> [EXERCISE GOAL]: Retype the data exactly, from its first line to the line containing "import React from 'react';", including both, and skip any picture.

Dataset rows
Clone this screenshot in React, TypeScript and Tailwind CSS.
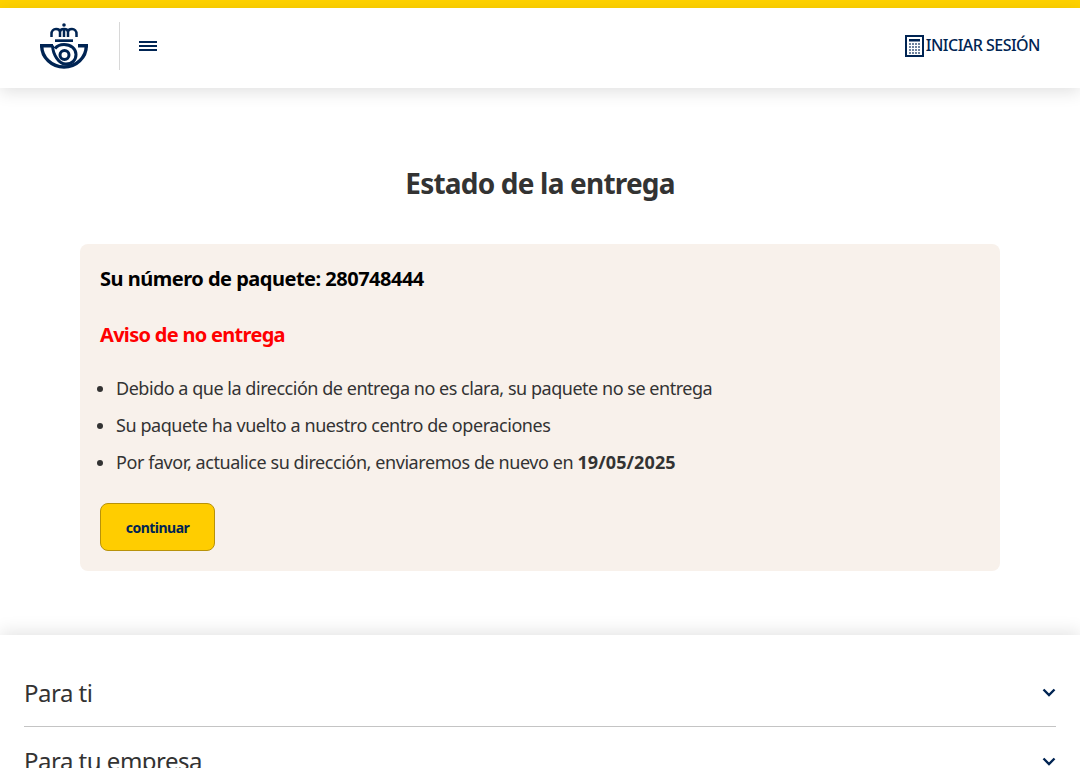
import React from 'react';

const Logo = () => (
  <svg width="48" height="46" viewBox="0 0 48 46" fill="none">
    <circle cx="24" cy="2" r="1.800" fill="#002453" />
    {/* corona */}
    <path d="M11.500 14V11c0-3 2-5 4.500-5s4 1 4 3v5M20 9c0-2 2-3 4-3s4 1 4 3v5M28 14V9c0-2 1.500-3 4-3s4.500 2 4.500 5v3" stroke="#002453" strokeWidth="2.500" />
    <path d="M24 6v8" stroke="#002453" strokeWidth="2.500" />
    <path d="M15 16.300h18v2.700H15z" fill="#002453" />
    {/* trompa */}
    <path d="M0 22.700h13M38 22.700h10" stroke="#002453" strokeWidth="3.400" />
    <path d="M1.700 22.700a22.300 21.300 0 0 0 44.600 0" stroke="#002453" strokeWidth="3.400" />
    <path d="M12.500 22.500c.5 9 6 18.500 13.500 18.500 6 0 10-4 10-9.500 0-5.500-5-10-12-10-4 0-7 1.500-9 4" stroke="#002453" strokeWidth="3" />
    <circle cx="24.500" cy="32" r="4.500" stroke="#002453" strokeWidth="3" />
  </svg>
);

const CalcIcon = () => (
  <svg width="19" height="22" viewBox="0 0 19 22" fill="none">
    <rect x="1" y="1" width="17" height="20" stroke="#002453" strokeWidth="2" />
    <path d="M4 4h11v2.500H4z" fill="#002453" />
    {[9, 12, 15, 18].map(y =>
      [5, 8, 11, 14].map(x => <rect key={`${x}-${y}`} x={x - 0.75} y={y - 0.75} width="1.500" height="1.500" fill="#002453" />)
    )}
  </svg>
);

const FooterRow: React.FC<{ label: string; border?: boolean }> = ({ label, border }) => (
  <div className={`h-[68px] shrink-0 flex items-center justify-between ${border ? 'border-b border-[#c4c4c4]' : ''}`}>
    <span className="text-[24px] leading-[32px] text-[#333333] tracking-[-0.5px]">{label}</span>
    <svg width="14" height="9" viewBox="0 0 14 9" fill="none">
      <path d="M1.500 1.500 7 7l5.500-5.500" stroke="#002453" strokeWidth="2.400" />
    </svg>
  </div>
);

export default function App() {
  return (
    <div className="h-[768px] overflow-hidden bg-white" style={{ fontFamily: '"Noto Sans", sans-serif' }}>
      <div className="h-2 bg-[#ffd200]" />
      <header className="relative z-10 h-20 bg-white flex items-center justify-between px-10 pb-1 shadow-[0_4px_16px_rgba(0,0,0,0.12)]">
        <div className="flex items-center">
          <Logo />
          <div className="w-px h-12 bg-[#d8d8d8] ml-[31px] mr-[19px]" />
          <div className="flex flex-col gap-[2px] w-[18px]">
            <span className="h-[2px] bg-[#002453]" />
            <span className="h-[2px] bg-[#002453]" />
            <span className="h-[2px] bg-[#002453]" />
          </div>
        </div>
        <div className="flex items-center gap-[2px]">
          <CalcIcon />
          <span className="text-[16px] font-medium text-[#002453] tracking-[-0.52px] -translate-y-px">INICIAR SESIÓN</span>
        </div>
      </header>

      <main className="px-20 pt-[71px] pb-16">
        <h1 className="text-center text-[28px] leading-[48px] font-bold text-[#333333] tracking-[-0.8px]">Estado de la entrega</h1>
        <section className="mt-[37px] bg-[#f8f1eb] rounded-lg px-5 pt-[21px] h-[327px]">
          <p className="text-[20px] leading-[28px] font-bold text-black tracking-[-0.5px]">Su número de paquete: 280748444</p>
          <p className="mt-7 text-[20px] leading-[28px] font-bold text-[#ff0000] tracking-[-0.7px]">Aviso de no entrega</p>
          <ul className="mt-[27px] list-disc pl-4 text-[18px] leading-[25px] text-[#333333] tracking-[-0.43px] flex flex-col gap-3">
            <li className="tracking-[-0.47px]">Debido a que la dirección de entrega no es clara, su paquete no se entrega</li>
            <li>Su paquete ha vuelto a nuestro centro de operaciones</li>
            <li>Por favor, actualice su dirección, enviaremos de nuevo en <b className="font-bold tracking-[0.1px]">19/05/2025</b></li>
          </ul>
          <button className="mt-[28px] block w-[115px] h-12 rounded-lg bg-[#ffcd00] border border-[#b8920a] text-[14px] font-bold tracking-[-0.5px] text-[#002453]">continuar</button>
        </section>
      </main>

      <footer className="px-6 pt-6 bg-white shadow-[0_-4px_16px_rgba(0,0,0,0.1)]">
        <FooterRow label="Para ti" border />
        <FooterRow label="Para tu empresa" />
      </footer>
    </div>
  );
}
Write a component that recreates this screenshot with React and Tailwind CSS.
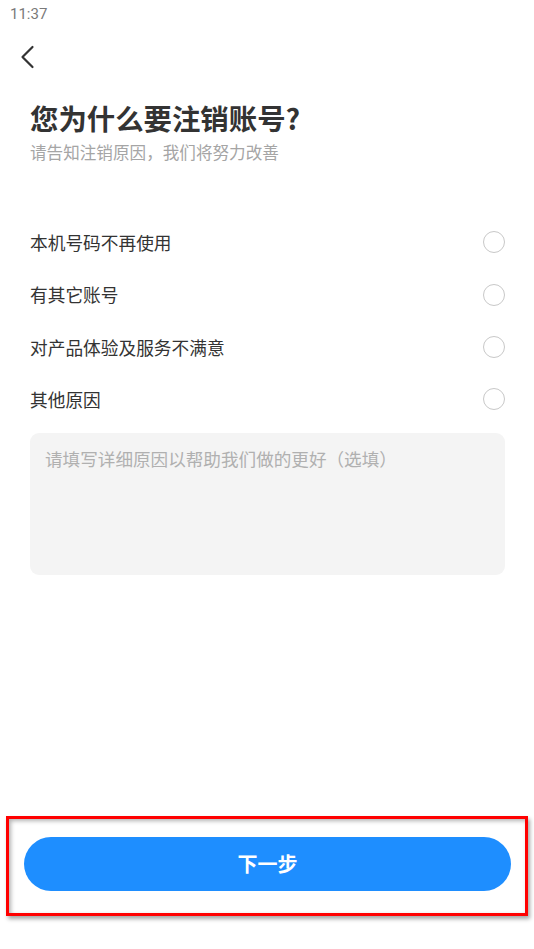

> [RESULT]:
Clone this screenshot in React, TypeScript and Tailwind CSS.
import React from 'react';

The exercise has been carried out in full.